> DATA
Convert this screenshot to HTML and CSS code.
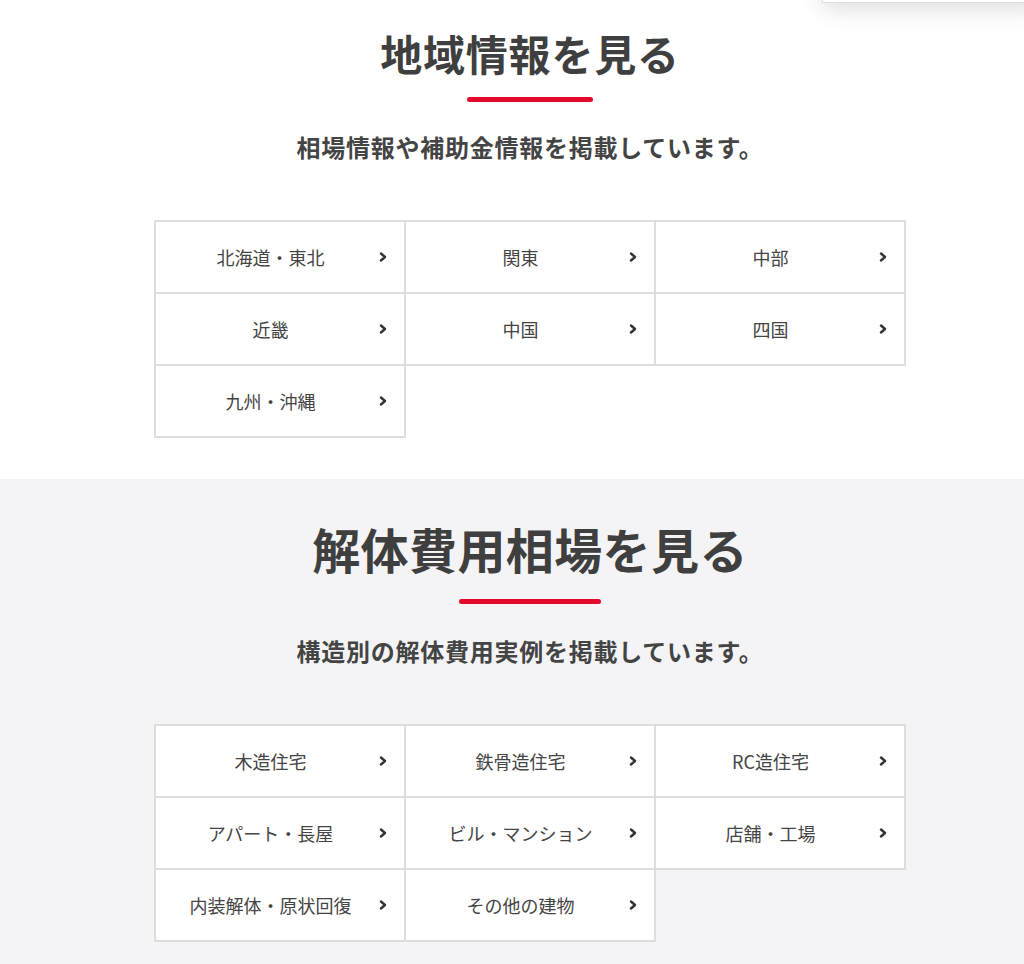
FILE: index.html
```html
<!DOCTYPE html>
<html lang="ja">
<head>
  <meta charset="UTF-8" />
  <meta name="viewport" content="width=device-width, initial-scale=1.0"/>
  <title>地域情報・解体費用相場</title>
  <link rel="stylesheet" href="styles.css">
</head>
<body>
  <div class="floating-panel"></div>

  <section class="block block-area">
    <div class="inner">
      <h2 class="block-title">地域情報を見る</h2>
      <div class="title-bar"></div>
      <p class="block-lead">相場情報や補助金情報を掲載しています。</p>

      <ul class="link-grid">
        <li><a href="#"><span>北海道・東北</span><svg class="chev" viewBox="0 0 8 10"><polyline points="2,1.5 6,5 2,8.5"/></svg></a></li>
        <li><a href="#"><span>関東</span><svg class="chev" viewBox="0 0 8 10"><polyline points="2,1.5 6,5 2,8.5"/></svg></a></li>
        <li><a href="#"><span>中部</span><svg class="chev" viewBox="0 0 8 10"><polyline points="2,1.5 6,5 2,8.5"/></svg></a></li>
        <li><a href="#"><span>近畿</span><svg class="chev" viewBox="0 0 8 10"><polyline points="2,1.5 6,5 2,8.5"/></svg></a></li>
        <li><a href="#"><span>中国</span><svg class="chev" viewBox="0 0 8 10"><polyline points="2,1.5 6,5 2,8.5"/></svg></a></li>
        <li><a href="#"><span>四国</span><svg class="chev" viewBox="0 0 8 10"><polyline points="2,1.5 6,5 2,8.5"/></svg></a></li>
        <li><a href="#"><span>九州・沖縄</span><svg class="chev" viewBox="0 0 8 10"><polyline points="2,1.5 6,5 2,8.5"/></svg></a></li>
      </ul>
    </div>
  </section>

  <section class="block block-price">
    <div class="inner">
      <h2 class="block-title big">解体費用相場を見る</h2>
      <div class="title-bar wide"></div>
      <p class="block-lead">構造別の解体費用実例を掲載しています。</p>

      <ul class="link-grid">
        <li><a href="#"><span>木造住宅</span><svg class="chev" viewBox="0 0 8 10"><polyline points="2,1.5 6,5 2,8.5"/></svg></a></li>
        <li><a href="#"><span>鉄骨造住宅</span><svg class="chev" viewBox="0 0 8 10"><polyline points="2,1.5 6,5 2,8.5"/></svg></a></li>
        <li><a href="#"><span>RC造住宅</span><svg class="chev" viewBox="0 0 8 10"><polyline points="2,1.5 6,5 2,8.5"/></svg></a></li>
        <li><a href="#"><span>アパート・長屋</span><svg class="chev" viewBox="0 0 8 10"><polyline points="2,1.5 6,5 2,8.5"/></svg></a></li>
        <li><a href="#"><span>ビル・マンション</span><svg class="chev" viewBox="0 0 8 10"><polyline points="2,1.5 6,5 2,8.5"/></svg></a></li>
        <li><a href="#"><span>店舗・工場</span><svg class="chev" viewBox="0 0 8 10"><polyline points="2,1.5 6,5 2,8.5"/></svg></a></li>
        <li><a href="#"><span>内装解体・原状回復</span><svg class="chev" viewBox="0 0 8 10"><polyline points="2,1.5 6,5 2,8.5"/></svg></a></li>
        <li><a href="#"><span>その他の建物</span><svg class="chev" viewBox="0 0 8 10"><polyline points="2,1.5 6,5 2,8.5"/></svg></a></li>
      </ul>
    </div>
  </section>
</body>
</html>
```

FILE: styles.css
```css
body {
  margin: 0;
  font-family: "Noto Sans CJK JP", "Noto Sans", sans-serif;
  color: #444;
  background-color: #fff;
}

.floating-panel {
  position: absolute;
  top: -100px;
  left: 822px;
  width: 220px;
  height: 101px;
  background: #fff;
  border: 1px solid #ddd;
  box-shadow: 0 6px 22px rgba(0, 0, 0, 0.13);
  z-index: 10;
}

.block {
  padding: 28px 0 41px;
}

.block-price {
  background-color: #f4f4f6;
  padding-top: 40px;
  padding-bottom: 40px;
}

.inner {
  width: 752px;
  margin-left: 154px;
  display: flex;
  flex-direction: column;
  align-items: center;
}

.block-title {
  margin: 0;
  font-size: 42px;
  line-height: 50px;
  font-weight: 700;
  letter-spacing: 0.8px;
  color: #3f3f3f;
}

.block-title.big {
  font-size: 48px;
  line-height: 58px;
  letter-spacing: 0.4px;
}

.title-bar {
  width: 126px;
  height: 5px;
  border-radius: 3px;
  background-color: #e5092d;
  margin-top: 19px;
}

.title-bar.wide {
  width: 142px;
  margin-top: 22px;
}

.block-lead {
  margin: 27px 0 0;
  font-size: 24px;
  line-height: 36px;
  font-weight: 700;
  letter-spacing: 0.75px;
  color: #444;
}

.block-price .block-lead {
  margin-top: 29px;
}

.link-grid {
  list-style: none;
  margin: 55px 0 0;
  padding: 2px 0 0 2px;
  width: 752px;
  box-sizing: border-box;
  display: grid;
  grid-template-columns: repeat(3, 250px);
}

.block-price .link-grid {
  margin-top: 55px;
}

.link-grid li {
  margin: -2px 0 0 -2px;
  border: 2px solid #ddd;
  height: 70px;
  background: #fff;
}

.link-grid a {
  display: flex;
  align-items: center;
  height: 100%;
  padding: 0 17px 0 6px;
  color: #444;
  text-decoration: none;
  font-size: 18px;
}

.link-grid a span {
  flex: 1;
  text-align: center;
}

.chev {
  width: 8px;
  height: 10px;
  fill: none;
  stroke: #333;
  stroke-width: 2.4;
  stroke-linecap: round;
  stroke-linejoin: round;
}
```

> INSTRUCTIONS FOR THE TASK
Copy out the listing exactly as it stands, but not the pictures.

> SOLUTION BELOW
Convert this screenshot to HTML and CSS code.
FILE: index.html
```html
<!DOCTYPE html>
<html lang="ja">
<head>
  <meta charset="UTF-8" />
  <meta name="viewport" content="width=device-width, initial-scale=1.0"/>
  <title>地域情報・解体費用相場</title>
  <link rel="stylesheet" href="styles.css">
</head>
<body>
  <div class="floating-panel"></div>

  <section class="block block-area">
    <div class="inner">
      <h2 class="block-title">地域情報を見る</h2>
      <div class="title-bar"></div>
      <p class="block-lead">相場情報や補助金情報を掲載しています。</p>

      <ul class="link-grid">
        <li><a href="#"><span>北海道・東北</span><svg class="chev" viewBox="0 0 8 10"><polyline points="2,1.5 6,5 2,8.5"/></svg></a></li>
        <li><a href="#"><span>関東</span><svg class="chev" viewBox="0 0 8 10"><polyline points="2,1.5 6,5 2,8.5"/></svg></a></li>
        <li><a href="#"><span>中部</span><svg class="chev" viewBox="0 0 8 10"><polyline points="2,1.5 6,5 2,8.5"/></svg></a></li>
        <li><a href="#"><span>近畿</span><svg class="chev" viewBox="0 0 8 10"><polyline points="2,1.5 6,5 2,8.5"/></svg></a></li>
        <li><a href="#"><span>中国</span><svg class="chev" viewBox="0 0 8 10"><polyline points="2,1.5 6,5 2,8.5"/></svg></a></li>
        <li><a href="#"><span>四国</span><svg class="chev" viewBox="0 0 8 10"><polyline points="2,1.5 6,5 2,8.5"/></svg></a></li>
        <li><a href="#"><span>九州・沖縄</span><svg class="chev" viewBox="0 0 8 10"><polyline points="2,1.5 6,5 2,8.5"/></svg></a></li>
      </ul>
    </div>
  </section>

  <section class="block block-price">
    <div class="inner">
      <h2 class="block-title big">解体費用相場を見る</h2>
      <div class="title-bar wide"></div>
      <p class="block-lead">構造別の解体費用実例を掲載しています。</p>

      <ul class="link-grid">
        <li><a href="#"><span>木造住宅</span><svg class="chev" viewBox="0 0 8 10"><polyline points="2,1.5 6,5 2,8.5"/></svg></a></li>
        <li><a href="#"><span>鉄骨造住宅</span><svg class="chev" viewBox="0 0 8 10"><polyline points="2,1.5 6,5 2,8.5"/></svg></a></li>
        <li><a href="#"><span>RC造住宅</span><svg class="chev" viewBox="0 0 8 10"><polyline points="2,1.5 6,5 2,8.5"/></svg></a></li>
        <li><a href="#"><span>アパート・長屋</span><svg class="chev" viewBox="0 0 8 10"><polyline points="2,1.5 6,5 2,8.5"/></svg></a></li>
        <li><a href="#"><span>ビル・マンション</span><svg class="chev" viewBox="0 0 8 10"><polyline points="2,1.5 6,5 2,8.5"/></svg></a></li>
        <li><a href="#"><span>店舗・工場</span><svg class="chev" viewBox="0 0 8 10"><polyline points="2,1.5 6,5 2,8.5"/></svg></a></li>
        <li><a href="#"><span>内装解体・原状回復</span><svg class="chev" viewBox="0 0 8 10"><polyline points="2,1.5 6,5 2,8.5"/></svg></a></li>
        <li><a href="#"><span>その他の建物</span><svg class="chev" viewBox="0 0 8 10"><polyline points="2,1.5 6,5 2,8.5"/></svg></a></li>
      </ul>
    </div>
  </section>
</body>
</html>
```

FILE: styles.css
```css
body {
  margin: 0;
  font-family: "Noto Sans CJK JP", "Noto Sans", sans-serif;
  color: #444;
  background-color: #fff;
}

.floating-panel {
  position: absolute;
  top: -100px;
  left: 822px;
  width: 220px;
  height: 101px;
  background: #fff;
  border: 1px solid #ddd;
  box-shadow: 0 6px 22px rgba(0, 0, 0, 0.13);
  z-index: 10;
}

.block {
  padding: 28px 0 41px;
}

.block-price {
  background-color: #f4f4f6;
  padding-top: 40px;
  padding-bottom: 40px;
}

.inner {
  width: 752px;
  margin-left: 154px;
  display: flex;
  flex-direction: column;
  align-items: center;
}

.block-title {
  margin: 0;
  font-size: 42px;
  line-height: 50px;
  font-weight: 700;
  letter-spacing: 0.8px;
  color: #3f3f3f;
}

.block-title.big {
  font-size: 48px;
  line-height: 58px;
  letter-spacing: 0.4px;
}

.title-bar {
  width: 126px;
  height: 5px;
  border-radius: 3px;
  background-color: #e5092d;
  margin-top: 19px;
}

.title-bar.wide {
  width: 142px;
  margin-top: 22px;
}

.block-lead {
  margin: 27px 0 0;
  font-size: 24px;
  line-height: 36px;
  font-weight: 700;
  letter-spacing: 0.75px;
  color: #444;
}

.block-price .block-lead {
  margin-top: 29px;
}

.link-grid {
  list-style: none;
  margin: 55px 0 0;
  padding: 2px 0 0 2px;
  width: 752px;
  box-sizing: border-box;
  display: grid;
  grid-template-columns: repeat(3, 250px);
}

.block-price .link-grid {
  margin-top: 55px;
}

.link-grid li {
  margin: -2px 0 0 -2px;
  border: 2px solid #ddd;
  height: 70px;
  background: #fff;
}

.link-grid a {
  display: flex;
  align-items: center;
  height: 100%;
  padding: 0 17px 0 6px;
  color: #444;
  text-decoration: none;
  font-size: 18px;
}

.link-grid a span {
  flex: 1;
  text-align: center;
}

.chev {
  width: 8px;
  height: 10px;
  fill: none;
  stroke: #333;
  stroke-width: 2.4;
  stroke-linecap: round;
  stroke-linejoin: round;
}
```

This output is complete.